-- Start Raw data --
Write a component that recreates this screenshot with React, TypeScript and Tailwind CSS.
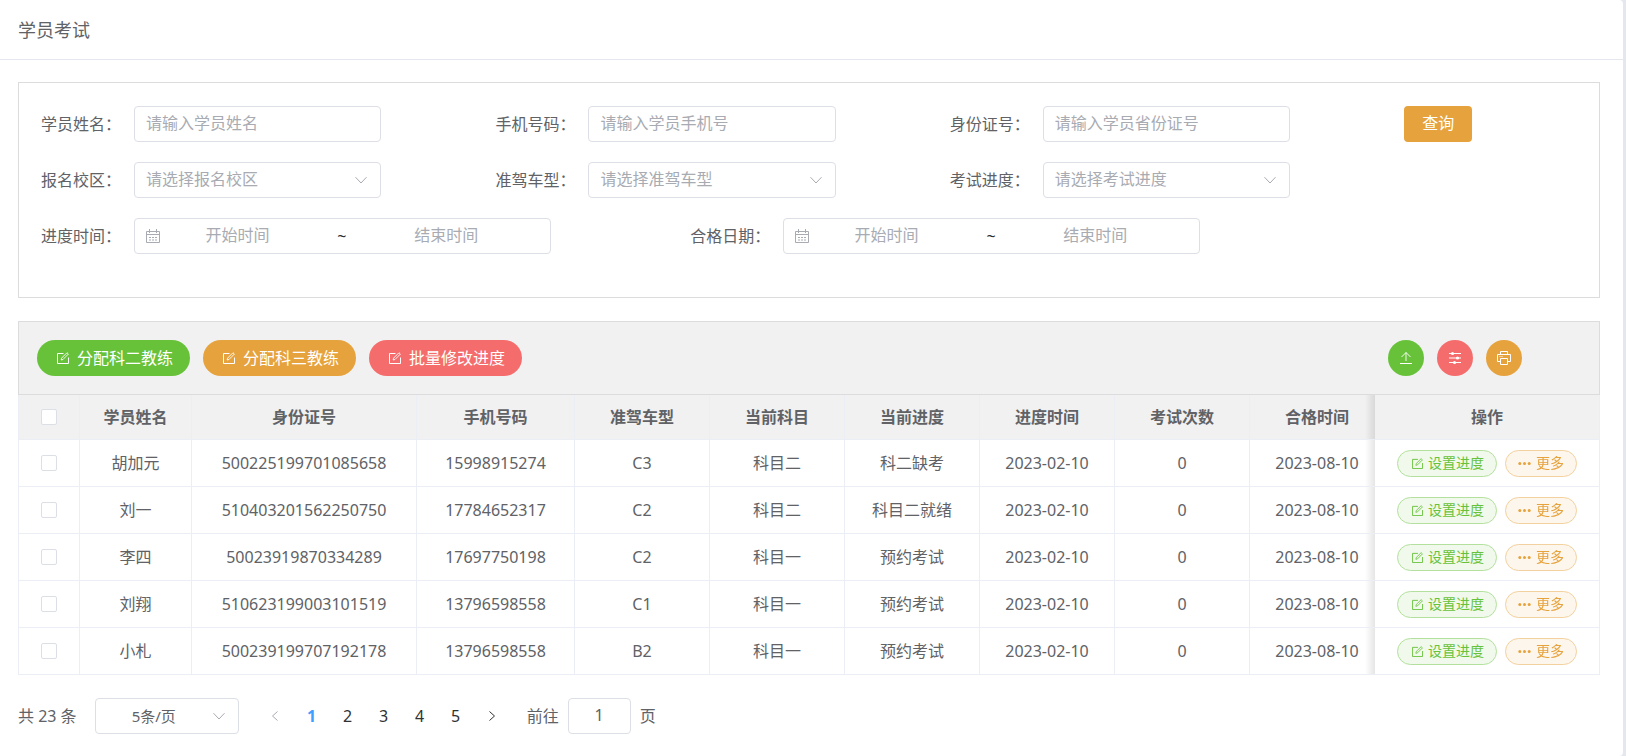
import { useState } from 'react';
import type { ReactNode } from 'react';

interface Student {
  name: string;
  idCard: string;
  phone: string;
  carType: string;
  subject: string;
  progress: string;
  progressDate: string;
  examCount: number;
  passDate: string;
}

const students: Student[] = [
  { name: '胡加元', idCard: '500225199701085658', phone: '15998915274', carType: 'C3', subject: '科目二', progress: '科二缺考', progressDate: '2023-02-10', examCount: 0, passDate: '2023-08-10' },
  { name: '刘一', idCard: '510403201562250750', phone: '17784652317', carType: 'C2', subject: '科目二', progress: '科目二就绪', progressDate: '2023-02-10', examCount: 0, passDate: '2023-08-10' },
  { name: '李四', idCard: '50023919870334289', phone: '17697750198', carType: 'C2', subject: '科目一', progress: '预约考试', progressDate: '2023-02-10', examCount: 0, passDate: '2023-08-10' },
  { name: '刘翔', idCard: '510623199003101519', phone: '13796598558', carType: 'C1', subject: '科目一', progress: '预约考试', progressDate: '2023-02-10', examCount: 0, passDate: '2023-08-10' },
  { name: '小札', idCard: '500239199707192178', phone: '13796598558', carType: 'B2', subject: '科目一', progress: '预约考试', progressDate: '2023-02-10', examCount: 0, passDate: '2023-08-10' },
];

const columns = [
  { label: '学员姓名', width: 'w-[112px]' },
  { label: '身份证号', width: 'w-[225px]' },
  { label: '手机号码', width: 'w-[158px]' },
  { label: '准驾车型', width: 'w-[135px]' },
  { label: '当前科目', width: 'w-[135px]' },
  { label: '当前进度', width: 'w-[135px]' },
  { label: '进度时间', width: 'w-[135px]' },
  { label: '考试次数', width: 'w-[135px]' },
  { label: '合格时间', width: 'w-[135px]' },
];

const cell = 'border-r border-b border-[#ebeef5] p-0 text-center';
// Fixed right column, with a soft shade over the scrolled content beside it
const fixedCell =
  "sticky right-0 border-r border-b border-[#ebeef5] p-0 text-center before:absolute before:inset-y-0 before:right-full before:w-[10px] before:bg-linear-to-l before:from-black/10 before:to-transparent before:content-['']";
const checkbox =
  'block mx-auto size-4 appearance-none rounded-xs border border-[#dcdfe6] bg-white checked:border-[#409eff] checked:bg-[#409eff]';
const field =
  'block h-9 w-full min-w-0 rounded border border-[#dcdfe6] bg-white px-[11px] pb-[2px] text-base text-[#606266] outline-none placeholder:text-[#a8abb2] focus:border-[#409eff]';

function EditIcon({ className }: { className: string }) {
  return (
    <svg viewBox="0 0 12 12" className={className} fill="none" stroke="currentColor" aria-hidden="true">
      <path d="M6.5 1.5h-6v10h11v-6" />
      <path d="M4.2 8l.4-1.9L10 .7l1.4 1.3L6 7.5z" strokeWidth="0.9" />
    </svg>
  );
}

function ChevronIcon({ className }: { className: string }) {
  return (
    <svg viewBox="0 0 14 14" className={className} fill="none" stroke="#a8abb2" aria-hidden="true">
      <path d="M1.5 4.2L7 10l5.500-5.800" />
    </svg>
  );
}

function CalendarIcon() {
  return (
    <svg viewBox="0 0 14 14" className="size-[14px] shrink-0" fill="none" stroke="#a8abb2" aria-hidden="true">
      <path d="M.5 2.500h13v11H.5zM.5 5.500h13M3.500 0v4M10.500 0v4" />
      <path d="M3 8.500h2M6 8.500h2M9 8.500h2M3 11h2M6 11h2M9 11h2" />
    </svg>
  );
}

function FormItem({ id, label, children }: { id: string; label: string; children: ReactNode }) {
  return (
    <div className="flex items-center">
      <label htmlFor={id} className="w-[93px] shrink-0 leading-9">
        {label}：
      </label>
      <div className="relative min-w-0 flex-1">{children}</div>
    </div>
  );
}

function TextItem({ id, label, placeholder }: { id: string; label: string; placeholder: string }) {
  return (
    <FormItem id={id} label={label}>
      <input id={id} type="text" placeholder={placeholder} className={field} />
    </FormItem>
  );
}

function SelectItem({ id, label, placeholder }: { id: string; label: string; placeholder: string }) {
  return (
    <FormItem id={id} label={label}>
      <select
        id={id}
        defaultValue=""
        className="block h-9 w-full appearance-none rounded border border-[#dcdfe6] bg-white pr-8 pb-[2px] pl-[11px] text-base text-[#a8abb2] outline-none focus:border-[#409eff]"
      >
        <option value="">{placeholder}</option>
      </select>
      <ChevronIcon className="pointer-events-none absolute top-[11px] right-[13px] size-[14px]" />
    </FormItem>
  );
}

function DateRangeItem({ id, label }: { id: string; label: string }) {
  const input =
    'w-0 min-w-0 flex-1 bg-transparent pb-[2px] text-center text-base text-[#606266] outline-none placeholder:text-[#a8abb2]';

  return (
    <FormItem id={id} label={label}>
      <div className="flex h-9 items-center rounded border border-[#dcdfe6] bg-white pr-[26px] pl-[11px]">
        <CalendarIcon />
        <input id={id} type="text" placeholder="开始时间" className={input} />
        <span className="w-[54px] text-center text-[#303133]">~</span>
        <input type="text" placeholder="结束时间" aria-label={`${label}结束时间`} className={input} />
      </div>
    </FormItem>
  );
}

function SearchForm() {
  return (
    <form
      className="grid grid-cols-[7fr_1fr] border border-[#dcdcdf] pt-[23px] pb-[43px] pl-[22px]"
      onSubmit={(e) => e.preventDefault()}
    >
      <div className="flex flex-col gap-5">
        <div className="grid grid-cols-3 gap-y-5 *:w-[74.9%]">
          <TextItem id="name" label="学员姓名" placeholder="请输入学员姓名" />
          <TextItem id="phone" label="手机号码" placeholder="请输入学员手机号" />
          <TextItem id="idCard" label="身份证号" placeholder="请输入学员省份证号" />
          <SelectItem id="campus" label="报名校区" placeholder="请选择报名校区" />
          <SelectItem id="carType" label="准驾车型" placeholder="请选择准驾车型" />
          <SelectItem id="progress" label="考试进度" placeholder="请选择考试进度" />
        </div>
        <div className="grid grid-cols-[10fr_10fr_1fr] *:w-[78.5%]">
          <DateRangeItem id="progressDate" label="进度时间" />
          <DateRangeItem id="passDate" label="合格日期" />
        </div>
      </div>
      <div>
        <button type="submit" className="h-9 rounded bg-[#e6a23c] px-[18px] pb-[2px] text-base text-white">
          查询
        </button>
      </div>
    </form>
  );
}

function Toolbar() {
  const pill = 'flex h-9 items-center gap-2 rounded-full pr-[17px] pl-5 text-base text-white';
  const round = 'flex size-9 items-center justify-center rounded-full text-white';

  return (
    <div className="flex items-center justify-between border border-[#dcdcdf] bg-[#f1f1f1] py-[18px] pr-[77px] pl-[18px]">
      <div className="flex gap-[13px]">
        <button type="button" className={`${pill} bg-[#67c23a]`}>
          <EditIcon className="size-3" />
          分配科二教练
        </button>
        <button type="button" className={`${pill} bg-[#e6a23c]`}>
          <EditIcon className="size-3" />
          分配科三教练
        </button>
        <button type="button" className={`${pill} bg-[#f56c6c]`}>
          <EditIcon className="size-3" />
          批量修改进度
        </button>
      </div>
      <div className="flex gap-[13px]">
        <button type="button" aria-label="导出" className={`${round} bg-[#67c23a]`}>
          <svg viewBox="0 0 14 14" className="size-[14px]" fill="none" stroke="currentColor" aria-hidden="true">
            <path d="M1 12.500h12" />
            <path d="M7 10V1.500M2.500 6L7 1.500 11.500 6" strokeWidth="0.9" />
          </svg>
        </button>
        <button type="button" aria-label="筛选" className={`${round} bg-[#f56c6c]`}>
          <svg viewBox="0 0 14 14" className="size-[14px]" stroke="currentColor" aria-hidden="true">
            <path d="M1 2.500h12M1 7h12M1 11.500h12" fill="none" />
            <g fill="currentColor" stroke="none">
              <circle cx="4.500" cy="2.500" r="1.600" />
              <circle cx="9.500" cy="7" r="1.600" />
              <circle cx="6.500" cy="11.500" r="1.600" />
            </g>
          </svg>
        </button>
        <button type="button" aria-label="打印" className={`${round} bg-[#e6a23c]`}>
          <svg viewBox="0 0 14 14" className="size-[14px]" fill="none" stroke="currentColor" aria-hidden="true">
            <path d="M3.500 10.500h-3v-7h13v7h-3M3.500 3.500v-3h7v3M3.500 7.500h7v6h-7z" />
            <path d="M2.500 5.500h1M4.500 5.500h1" />
          </svg>
        </button>
      </div>
    </div>
  );
}

function StudentTable() {
  const [selected, setSelected] = useState<Set<string>>(new Set());

  const toggle = (id: string) => {
    const next = new Set(selected);
    if (next.has(id)) {
      next.delete(id);
    } else {
      next.add(id);
    }
    setSelected(next);
  };

  const allSelected = selected.size === students.length;

  return (
    <div className="overflow-x-auto border-l border-[#ebeef5] [scrollbar-width:none]">
      <table className="w-full min-w-[1591px] table-fixed border-separate border-spacing-0">
        <thead>
          <tr className="h-[45px] bg-[#f1f1f1] text-[#606266]">
            <th className={`${cell} w-[61px]`}>
              <input
                type="checkbox"
                aria-label="全选"
                className={checkbox}
                checked={allSelected}
                onChange={() => setSelected(allSelected ? new Set() : new Set(students.map((s) => s.idCard)))}
              />
            </th>
            {columns.map((column) => (
              <th key={column.label} className={`${cell} ${column.width} font-bold`}>
                {column.label}
              </th>
            ))}
            <th className={`${fixedCell} w-[225px] bg-[#f1f1f1] font-bold`}>操作</th>
          </tr>
        </thead>
        <tbody>
          {students.map((s) => (
            <tr key={s.idCard} className="h-[47px]">
              <td className={cell}>
                <input
                  type="checkbox"
                  aria-label={`选择${s.name}`}
                  className={checkbox}
                  checked={selected.has(s.idCard)}
                  onChange={() => toggle(s.idCard)}
                />
              </td>
              <td className={cell}>{s.name}</td>
              <td className={cell}>{s.idCard}</td>
              <td className={cell}>{s.phone}</td>
              <td className={cell}>{s.carType}</td>
              <td className={cell}>{s.subject}</td>
              <td className={cell}>{s.progress}</td>
              <td className={cell}>{s.progressDate}</td>
              <td className={cell}>{s.examCount}</td>
              <td className={cell}>{s.passDate}</td>
              <td className={`${fixedCell} bg-white`}>
                <div className="flex items-center justify-center gap-2 text-sm">
                  <button
                    type="button"
                    className="flex h-[27px] items-center gap-[5px] rounded-full border border-[#b3e19d] bg-[#f0f9eb] pr-3 pl-[14px] text-[#67c23a]"
                  >
                    <EditIcon className="size-[11px]" />
                    设置进度
                  </button>
                  <button
                    type="button"
                    className="flex h-[27px] items-center gap-[5px] rounded-full border border-[#f3d19e] bg-[#fdf6ec] px-3 text-[#e6a23c]"
                  >
                    <svg viewBox="0 0 13 13" className="size-[13px]" fill="currentColor" aria-hidden="true">
                      <circle cx="1.800" cy="6.500" r="1.500" />
                      <circle cx="6.500" cy="6.500" r="1.500" />
                      <circle cx="11.200" cy="6.500" r="1.500" />
                    </svg>
                    更多
                  </button>
                </div>
              </td>
            </tr>
          ))}
        </tbody>
      </table>
    </div>
  );
}

function Pagination() {
  const [page, setPage] = useState(1);

  return (
    <nav aria-label="分页" className="mt-[23px] flex items-center">
      <span>共 23 条</span>
      <div className="relative ml-[18px]">
        <select
          aria-label="每页条数"
          className="block h-9 w-36 appearance-none rounded border border-[#dcdfe6] bg-white pl-9 text-[15px] text-[#606266] outline-none"
        >
          <option>5条/页</option>
          <option>10条/页</option>
        </select>
        <ChevronIcon className="pointer-events-none absolute top-[11px] right-[13px] size-[14px]" />
      </div>
      <div className="ml-[19px] flex text-[#303133] *:h-8 *:w-9">
        <button
          type="button"
          aria-label="上一页"
          disabled={page === 1}
          onClick={() => setPage(page - 1)}
          className="flex items-center justify-center disabled:text-[#a8abb2]"
        >
          <svg viewBox="0 0 12 12" className="size-3" fill="none" stroke="currentColor" aria-hidden="true">
            <path d="M7.500 1.500L2.500 6l5 4.500" />
          </svg>
        </button>
        {[1, 2, 3, 4, 5].map((n) => (
          <button
            key={n}
            type="button"
            onClick={() => setPage(n)}
            className={n === page ? 'font-bold text-[#409eff]' : ''}
          >
            {n}
          </button>
        ))}
        <button
          type="button"
          aria-label="下一页"
          disabled={page === 5}
          onClick={() => setPage(page + 1)}
          className="flex items-center justify-center disabled:text-[#a8abb2]"
        >
          <svg viewBox="0 0 12 12" className="size-3" fill="none" stroke="currentColor" aria-hidden="true">
            <path d="M3.500 1.500l5 4.500-5 4.500" />
          </svg>
        </button>
      </div>
      <label htmlFor="jump" className="ml-[17px]">
        前往
      </label>
      <input
        id="jump"
        type="text"
        value={page}
        onChange={(e) => setPage(Math.min(5, Math.max(1, Number(e.target.value) || 1)))}
        className="mx-[9px] h-9 w-[63px] rounded border border-[#dcdfe6] bg-white pb-[2px] text-center text-base outline-none"
      />
      <span>页</span>
    </nav>
  );
}

export default function App() {
  return (
    <div className="min-h-screen bg-[#e4e7ed] pr-[3px] font-['Noto_Sans','Noto_Sans_CJK_SC',sans-serif] text-base text-[#606266]">
      <div className="min-h-screen rounded-r bg-white">
        <header className="border-b border-[#e4e7ed] px-[18px] pt-[17px] pb-[15px]">
          <h1 className="text-lg leading-[27px]">学员考试</h1>
        </header>
        <main className="pt-[22px] pr-[23px] pb-[22px] pl-[18px]">
          <SearchForm />
          <div className="mt-[23px]">
            <Toolbar />
            <StudentTable />
          </div>
          <Pagination />
        </main>
      </div>
    </div>
  );
}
-- End Raw data --
- [Problem to work on]
Take each line containing the string "with" and copy it out.

- [Expected answer]
Write a component that recreates this screenshot with React, TypeScript and Tailwind CSS.
// Fixed right column, with a soft shade over the scrolled content beside it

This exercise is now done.